وَوَهَبْنَا لَهُمْ مِنْ رَحْمَتِنَا وَجَعَلْنَا لَهُمْ لِسَانَ صِدْقٍ عَلِيًّا
Süleyman Ateş
Onlara rahmetimizden (mal ve çocuk) lutfettik ve onlar için yüce bir doğruluk dili verdik.
Alİ Bulaç
Onlara rahmetimizden armağan(lar) bağışladık ve onlar için yüce bir doğruluk dili verdik.
Diyanet İşleri
Onlara rahmetimizden bağışta bulunduk. Onların her dilde üstün şekilde anılmalarını sağladık.
Abdulbakî Gölpınarlı
Ve onlara rahmetimizden ihsanlar ettik, gerçek şöhretlerini yaydık, adlarını yücelttik.
Öztürk
Onlara, rahmetimizden nimetler bağışladık.
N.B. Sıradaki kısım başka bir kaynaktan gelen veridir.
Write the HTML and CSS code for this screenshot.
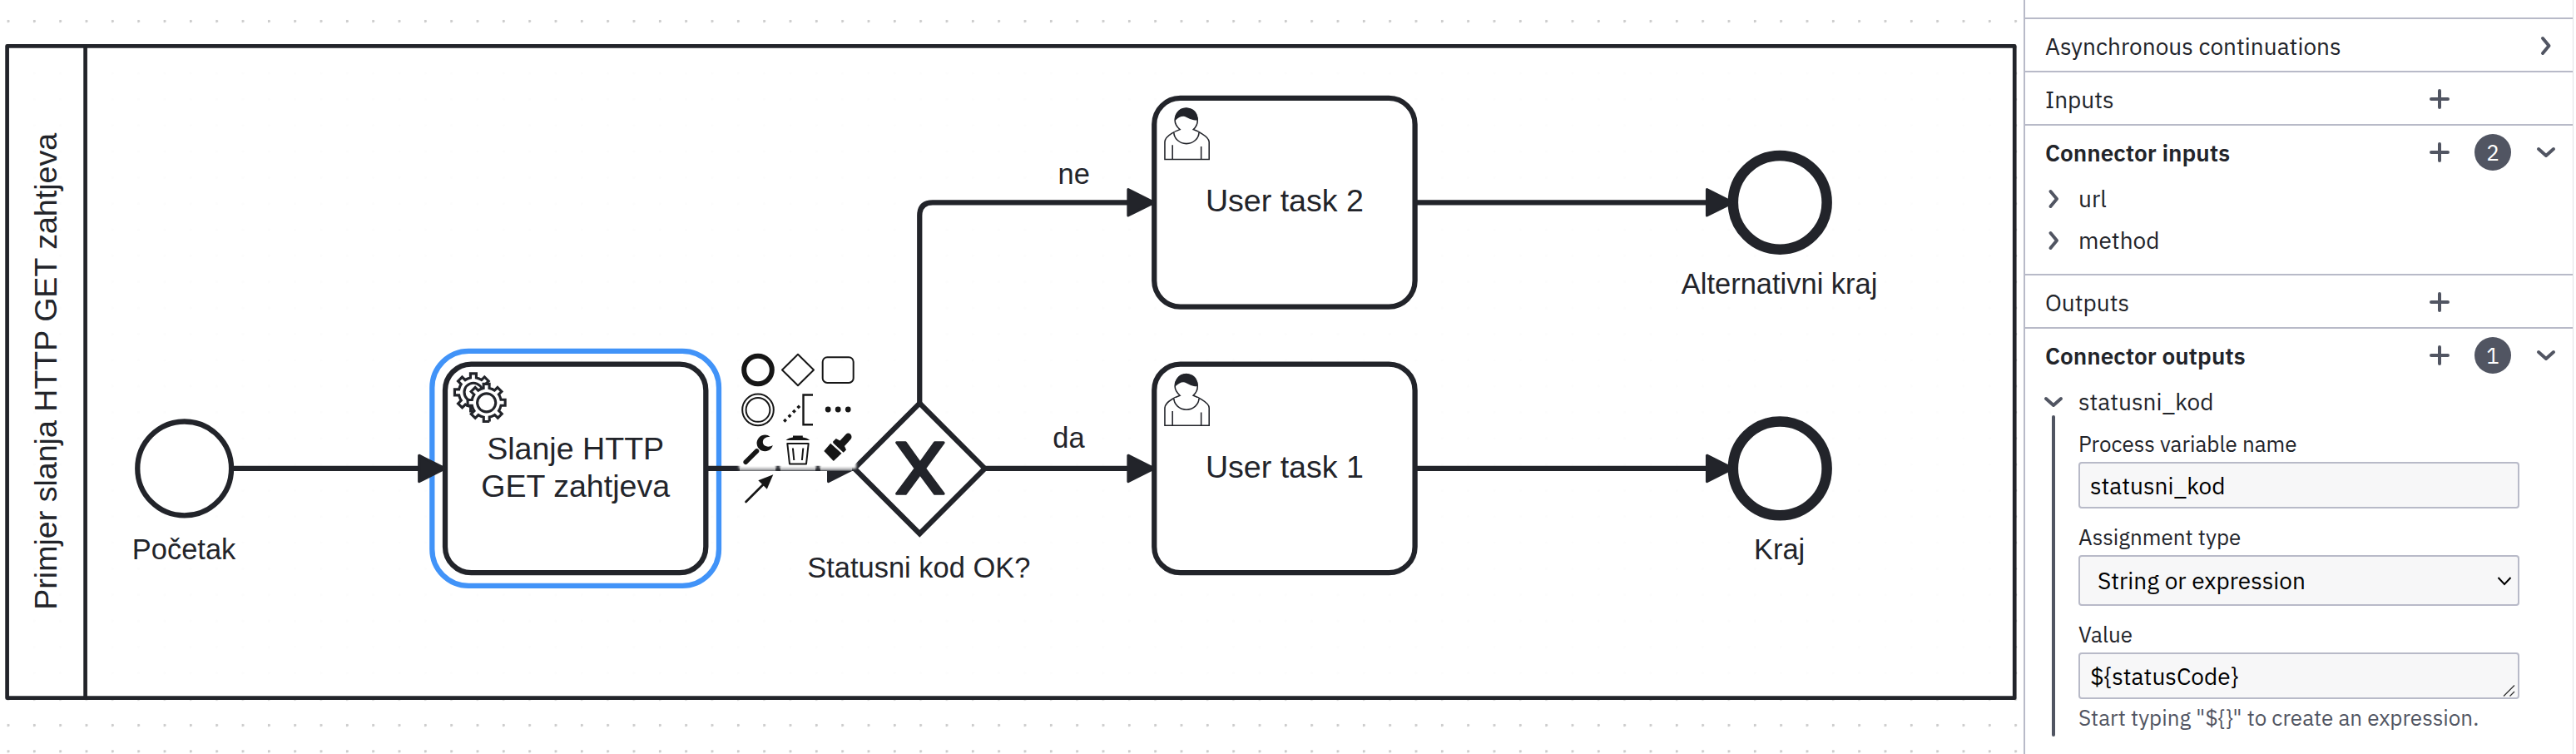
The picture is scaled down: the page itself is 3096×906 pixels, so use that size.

Ve kendileri için yüksek bir doğruluk dili oluşturduk.
Çeviriyazı
vevehebnâ lehüm mir raḥmetinâ vece`alnâ lehüm lisâne ṣidḳin `aliyyâ.
Diyanet Vakfı
Onlara rahmetimizden bağışta bulunduk; kendilerine haklı ve yüksek bir şöhret nasip ettik.
Elmalılı Hamdi Yazır
Biz onlara rahmetimizden lütuflarda bulunduk. Hepsine de dillerde güzel ve yüksek bir övgü verdik.
Suat Yıldırım
Onlara rahmetimizden ihsanlarda bulunduk. Onlara dillerde ve dinlerde yüksek ve güzel bir nam bıraktık.
Edip Yüksel
Onlara rahmetimizden verdik. Onlara, doğru ve onurlu bir dil bağışladık.